Fabricant: We wanted to appeal to movements, grassroots organizers, city planners, anthropologists, sociologists, politicians, students, indigenous activists, etc. We hope to open up areas of debate and spaces for creative thinking.
Gustafson: We also wanted to make it readable and accessible. Too much academic work is written in incomprehensible jargon that excludes the very people and communities we work with and limits widespread readership.
The book brings together academics from the U.S. and Bolivia, plus slices of Bolivian life, in a way I haven’t seen before. How did you choose the writers?
Fabricant: The intention was to break the mold on several grounds. We wanted to put voices next to one another that often are not in conversation. We wanted to include voices sometimes left out or excluded from our texts. For instance we place vignettes and op-ed pieces alongside testimonials from the gas war (the 2003 indigenous protests against laying pipelines through Chile from landlocked Bolivia to the Pacific to enable gas export) in order to really illustrate the diversity of voices, styles, opinions and backgrounds.
Gustafson: There were so many more activists, Bolivian scholars and North American scholars we would have liked to include, but there was limited space.
In Remapping Bolivia you talk about a “critical and historic moment of transformation.” Why are we seeing this in Bolivia at this moment in time?
Fabricant: In part, this has to do with people’s frustrations about the very limited impact of the “multicultural” political reforms of the 1990s. These policies did open space for bilingual education in indigenous languages and made some changes to laws of political participation. Symbolically, these policies recognized indigenous peoples as part of the nation. However, they did little to impact deeper issues like poverty, land inequality and indigenous territorial rights. So, indigenous peoples were supportive of a more significant change, one that promised both recognition and redistribution of sorts.
Gustafson: While racism is intense in Bolivia—perhaps more now than before the election of Morales—Evo Morales represented both indigeneity and a broader popular Bolivian-ness that appealed to people of all kinds. He also responded to issues that were not just indigenous issues—especially the national demand to reassert control over natural resources. This position had broad political support, across racial and class lines.
The book discusses the idea that Bolivian government operations might be weaned off the U.S./European concept of government and toward an indigenous form of government. How is that different?

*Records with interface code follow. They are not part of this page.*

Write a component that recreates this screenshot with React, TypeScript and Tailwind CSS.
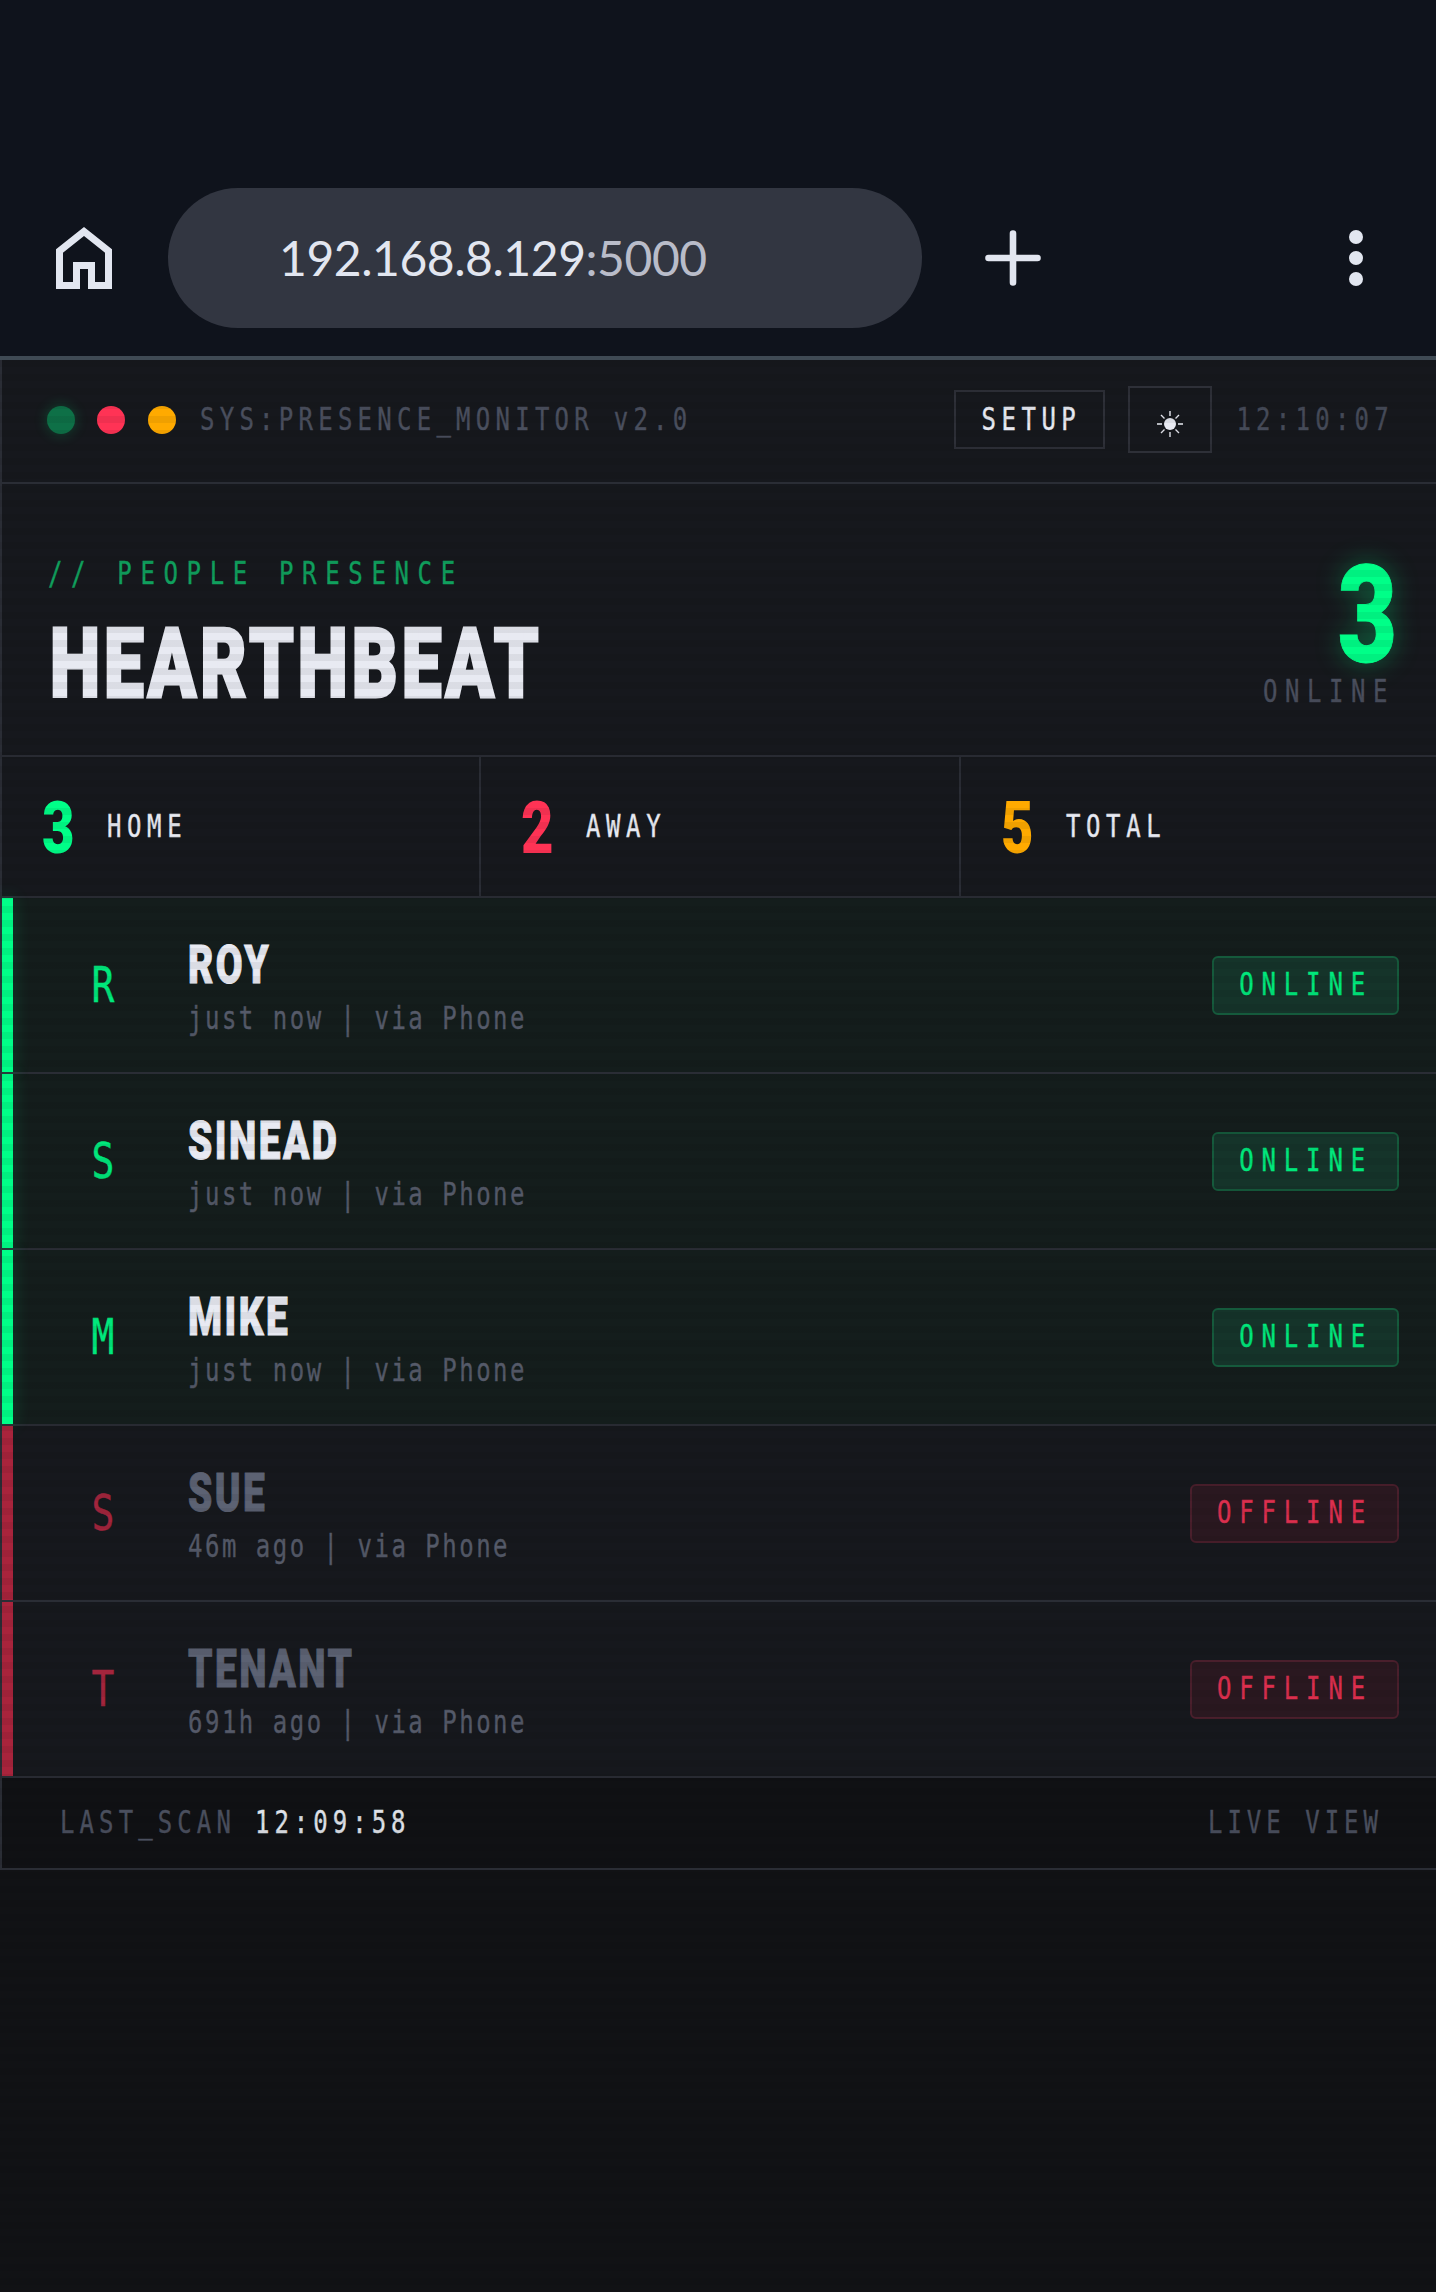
const scanlines =
  "pointer-events-none absolute inset-0 z-10 bg-[repeating-linear-gradient(180deg,rgba(0,0,0,0.06)_0px,rgba(0,0,0,0.06)_7px,transparent_7px,transparent_14px)]";

function Mono({ className, children }: { className: string; children: React.ReactNode }) {
  return (
    <span className={`inline-block scale-y-[1.3] whitespace-pre font-['DejaVu_Sans_Mono',monospace] leading-none [-webkit-text-stroke:0.3px_currentColor] ${className}`}>
      {children}
    </span>
  );
}

function Heavy({ className, children }: { className: string; children: React.ReactNode }) {
  return (
    <span className={`inline-block whitespace-pre font-['Roboto',sans-serif] font-black leading-none ${className}`}>
      {children}
    </span>
  );
}

const people = [
  { name: "ROY", initial: "R", seen: "just now", online: true },
  { name: "SINEAD", initial: "S", seen: "just now", online: true },
  { name: "MIKE", initial: "M", seen: "just now", online: true },
  { name: "SUE", initial: "S", seen: "46m ago", online: false },
  { name: "TENANT", initial: "T", seen: "691h ago", online: false },
];

const stats = [
  { value: "3", label: "HOME", color: "text-[#00ff88]", width: "w-[479px]" },
  { value: "2", label: "AWAY", color: "text-[#ff3355]", width: "w-[480px]" },
  { value: "5", label: "TOTAL", color: "text-[#ffaa00]", width: "flex-1" },
];

function Browser() {
  return (
    <div className="flex h-[360px] items-start border-b-4 border-[#3f4a54] bg-[#0f131c] pt-[188px]">
      <svg viewBox="0 0 56 62" className="ml-[56px] mt-[39px] h-[62px] w-[56px]" fill="none" stroke="#e2e6f0" strokeWidth="7">
        <path d="M3.5 58.5H20.5V38.5H35.5V58.5H52.5V24L28 4.5L3.5 24Z" />
      </svg>
      <div className="ml-[56px] flex h-[140px] w-[754px] items-center rounded-full bg-[#323641] pl-[111px] font-['Lato',sans-serif] text-[48px] tracking-[-0.45px] text-[#e2e6f0]">
        192.168.8.129<span className="text-[#b9bcc9]">:5000</span>
      </div>
      <svg viewBox="0 0 56 56" className="ml-[63px] mt-[42px] h-[56px] w-[56px]" stroke="#e2e6f0" strokeWidth="6.6" strokeLinecap="round">
        <path d="M3.5 28H52.5M28 3.5V52.5" />
      </svg>
      <div className="ml-[308px] mt-[42px] flex flex-col gap-[7px]">
        <div className="h-[14px] w-[14px] rounded-full bg-[#e2e6f0]" />
        <div className="h-[14px] w-[14px] rounded-full bg-[#e2e6f0]" />
        <div className="h-[14px] w-[14px] rounded-full bg-[#e2e6f0]" />
      </div>
    </div>
  );
}

function TopBar() {
  return (
    <div className="flex h-[124px] items-center border-b-2 border-[#2a2d35] pb-[3px] pl-[45px] pr-[42px]">
      <div className="h-[28px] w-[28px] rounded-full bg-[#0e7047] shadow-[0_0_14px_rgba(0,255,136,0.22)]" />
      <div className="ml-[22px] h-[28px] w-[28px] rounded-full bg-[#ff3355]" />
      <div className="ml-[23px] h-[28px] w-[28px] rounded-full bg-[#ffaa00]" />
      <Mono className="ml-[24px] text-[24px] tracking-[5.25px] text-[#4a4f5e]">SYS:PRESENCE_MONITOR v2.0</Mono>
      <button className="ml-auto flex h-[59px] w-[151px] items-center justify-center border-2 border-[#2e3038] pl-[3px]">
        <Mono className="text-[24px] tracking-[5.5px] text-[#e8eaf2]">SETUP</Mono>
      </button>
      <button className="ml-[23px] flex h-[67px] w-[84px] items-center justify-center border-2 border-[#2e3038] pt-[8px]">
        <svg viewBox="0 0 26 26" className="h-[26px] w-[26px]" stroke="#e8eaf2" strokeWidth="1.4">
          <circle cx="13" cy="13" r="6" fill="#e8eaf2" stroke="none" />
          <path d="M13 0V5M13 21V26M0 13H5M21 13H26M4 4L7.5 7.5M18.5 18.5L22 22M22 4L18.5 7.5M7.5 18.5L4 22" />
        </svg>
      </button>
      <Mono className="ml-[24px] text-[24px] tracking-[5.25px] text-[#454a58]">12:10:07</Mono>
    </div>
  );
}

function Hero() {
  return (
    <div className="flex h-[273px] items-start justify-between border-b-2 border-[#2a2d35] pl-[46px] pr-[42px]">
      <div className="flex flex-col items-start pt-[78px]">
        <Mono className="text-[24px] tracking-[8.65px] text-[#10a05e]">// PEOPLE PRESENCE</Mono>
        <Heavy className="ml-[2px] mt-[30px] origin-left scale-x-[0.74] text-[96px] tracking-[5.5px] text-[#e8eaf2] [-webkit-text-stroke:3px_currentColor]">
          HEARTHBEAT
        </Heavy>
      </div>
      <div className="flex flex-col items-end pt-[78px]">
        <Heavy className="mr-[-3px] origin-right scale-x-[0.76] text-[135px] leading-[108px]! text-[#00ff88] [text-shadow:0_0_30px_rgba(0,255,136,0.35)] [-webkit-text-stroke:1px_currentColor]">
          3
        </Heavy>
        <Mono className="mr-[-1px] mt-[10px] text-[24px] tracking-[7.55px] text-[#4a4f5e]">ONLINE</Mono>
      </div>
    </div>
  );
}

function Stats() {
  return (
    <div className="flex h-[141px] items-stretch border-b-2 border-[#2a2d35]">
      {stats.map((stat, i) => (
        <div
          key={stat.label}
          className={`flex items-center gap-[36px] pl-[40px] ${stat.width} ${i < 2 ? "border-r-2 border-[#2a2d35]" : ""}`}
        >
          <Heavy className={`mt-[5px] w-[29px] origin-left scale-x-[0.78] text-[72px] ${stat.color}`}>{stat.value}</Heavy>
          <Mono className="text-[24px] tracking-[5.6px] text-[#e8eaf2]">{stat.label}</Mono>
        </div>
      ))}
    </div>
  );
}

function PersonRow({ name, initial, seen, online }: (typeof people)[number]) {
  return (
    <div className={`flex h-[176px] items-center border-b-2 border-[#2a2d35] pr-[37px] ${online ? "bg-[#141d1c]" : "bg-[#16181d]"}`}>
      <div
        className={`w-[11px] self-stretch ${online ? "bg-[#00ff88] shadow-[0_0_18px_rgba(0,255,136,0.2)]" : "bg-[#a8243c]"}`}
      />
      <div className="ml-[62px] w-[56px] text-center">
        <Mono className={`text-[38px] ${online ? "text-[#00e87c]" : "text-[#a3253d]"}`}>{initial}</Mono>
      </div>
      <div className="ml-[57px] flex flex-col items-start">
        <Heavy className={`mt-[-1px] origin-left scale-x-[0.72] text-[54px] tracking-[3.4px] [-webkit-text-stroke:1px_currentColor] ${online ? "text-[#e8eaf2]" : "text-[#5c6273]"}`}>{name}</Heavy>
        <Mono className="mt-[15px] text-[24px] tracking-[2.5px] text-[#555a69]">{seen} | via Phone</Mono>
      </div>
      <div
        className={`ml-auto flex h-[59px] items-center rounded-[6px] border-2 pl-[25px] pr-[24px] ${
          online ? "border-[#155a3c] bg-[#15342a]" : "border-[#4a1f2c] bg-[#2a1820]"
        }`}
      >
        <Mono className={`text-[24px] tracking-[7.85px] ${online ? "text-[#00e87c]" : "text-[#dc2f4e]"}`}>
          {online ? "ONLINE" : "OFFLINE"}
        </Mono>
      </div>
    </div>
  );
}

export default function App() {
  return (
    <div className="flex min-h-[2292px] flex-col bg-[#111215]">
      <Browser />
      <div className="relative flex-1">
        <div className="border-b-2 border-l-2 border-[#2a2d35] bg-[#16181d]">
          <TopBar />
          <Hero />
          <Stats />
          {people.map((person) => (
            <PersonRow key={person.name} {...person} />
          ))}
          <div className="flex h-[90px] items-center justify-between bg-[#101114] pl-[58px] pr-[53px]">
            <div className="flex items-center">
              <Mono className="text-[24px] tracking-[5.1px] text-[#4a4f5e]">LAST_SCAN</Mono>
              <Mono className="ml-[19px] text-[24px] tracking-[5px] text-[#dfe1e8]">12:09:58</Mono>
            </div>
            <Mono className="text-[24px] tracking-[5px] text-[#4a4f5e]">LIVE VIEW</Mono>
          </div>
        </div>
        <div className={scanlines} />
      </div>
    </div>
  );
}
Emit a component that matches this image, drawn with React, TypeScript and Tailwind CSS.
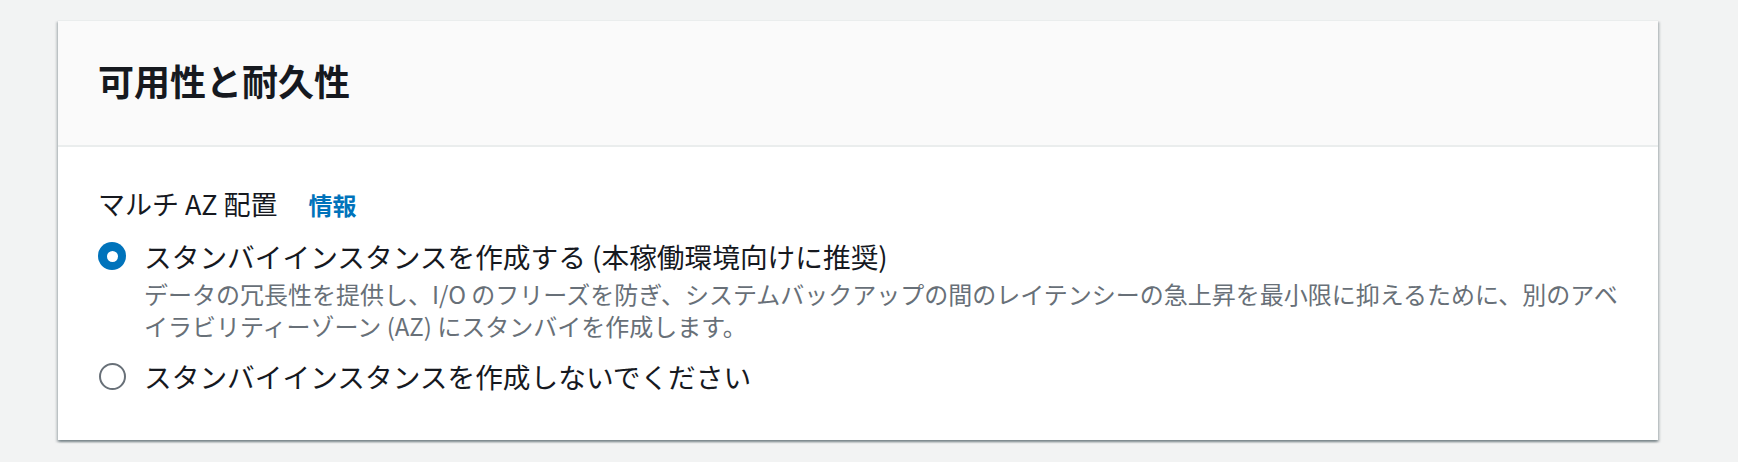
import { useState } from "react";

const FONT = { fontFamily: '"Noto Sans CJK JP", "Noto Sans", sans-serif' };

type Option = {
  id: string;
  label: string;
  description?: string;
};

const options: Option[] = [
  {
    id: "standby",
    label: "スタンバイインスタンスを作成する (本稼働環境向けに推奨)",
    description:
      "データの冗長性を提供し、I/O のフリーズを防ぎ、システムバックアップの間のレイテンシーの急上昇を最小限に抑えるために、別のアベイラビリティーゾーン (AZ) にスタンバイを作成します。",
  },
  {
    id: "none",
    label: "スタンバイインスタンスを作成しないでください",
  },
];

function Radio({ checked }: { checked: boolean }) {
  return checked ? (
    <span className="flex h-[28px] w-[28px] shrink-0 items-center justify-center rounded-full bg-[#0073bb]">
      <span className="h-[11px] w-[11px] rounded-full bg-white" />
    </span>
  ) : (
    <span className="h-[27px] w-[27px] shrink-0 rounded-full border-[2.5px] border-[#687078] bg-white" />
  );
}

export default function App() {
  const [selected, setSelected] = useState("standby");

  return (
    <main className="min-h-[462px] bg-[#f2f3f3] pl-[58px] pr-[80px] pt-[20px]" style={FONT}>
      <section className="w-[1600px] border-t border-[#eaeded] bg-white shadow-[0_2px_2px_0_rgba(0,28,36,0.3),2px_2px_2px_0_rgba(0,28,36,0.15),-2px_2px_2px_0_rgba(0,28,36,0.15)]">
        {/* Header */}
        <header className="border-b-2 border-[#eaeded] bg-[#fafafa] px-[40px] pb-[43px] pt-[37px]">
          <h2 className="text-[36px] font-bold leading-[44px] text-[#16191f]">可用性と耐久性</h2>
        </header>

        {/* Body */}
        <div className="px-[40px] pb-[42px] pt-[35px]">
          <div className="flex items-baseline gap-[31px] text-[#16191f]">
            <span className="text-[27px] leading-[44px]">マルチ AZ 配置</span>
            <a className="text-[24px] font-bold text-[#0073bb]" href="#">
              情報
            </a>
          </div>

          <div className="mt-[8px] flex flex-col gap-[12px]">
            {options.map((opt) => (
              <label
                key={opt.id}
                className="flex cursor-pointer items-start gap-[18px]"
                onClick={() => setSelected(opt.id)}
              >
                <span className="flex h-[44px] w-[28px] items-center justify-center">
                  <Radio checked={selected === opt.id} />
                </span>
                <span className="flex flex-col">
                  <span className="text-[27.7px] leading-[44px] text-[#16191f]">{opt.label}</span>
                  {opt.description && (
                    <span className="text-[24px] leading-[32px] text-[#687078]">{opt.description}</span>
                  )}
                </span>
              </label>
            ))}
          </div>
        </div>
      </section>
    </main>
  );
}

Fabricant: In some ways, Bolivian political forms are already shaped by indigeneity—for example, local town councils in much of the country are subject to the guiding authority of elders or local indigenous organizations.
Gustafson: In January 2011, Morales signed laws that would protect Pachamama from corporate, international, domestic, and individual degradation and harm. Some of this gave actual inalienable rights to Mother Earth including the right to life and to exist; the right to continue vital cycles and processes free from human alteration.
While Morales has publicly used and mobilized indigenous culture as a way to reshape laws and the constitution, he has also been criticized for not following through on many promises. At the same time, there are interesting debates emerging around the power of laws/nation-states to protect indigenous peoples in an era of cannibalistic capitalism. For instance, while Morales passed this law, private corporations continue to invest in Bolivia and extract resource wealth, destroying eco-systems, ways of life and livelihoods. So while it seems quite radical to pass the rights of mother earth bill, national laws also hold very little power against transnational interests, wealth and power.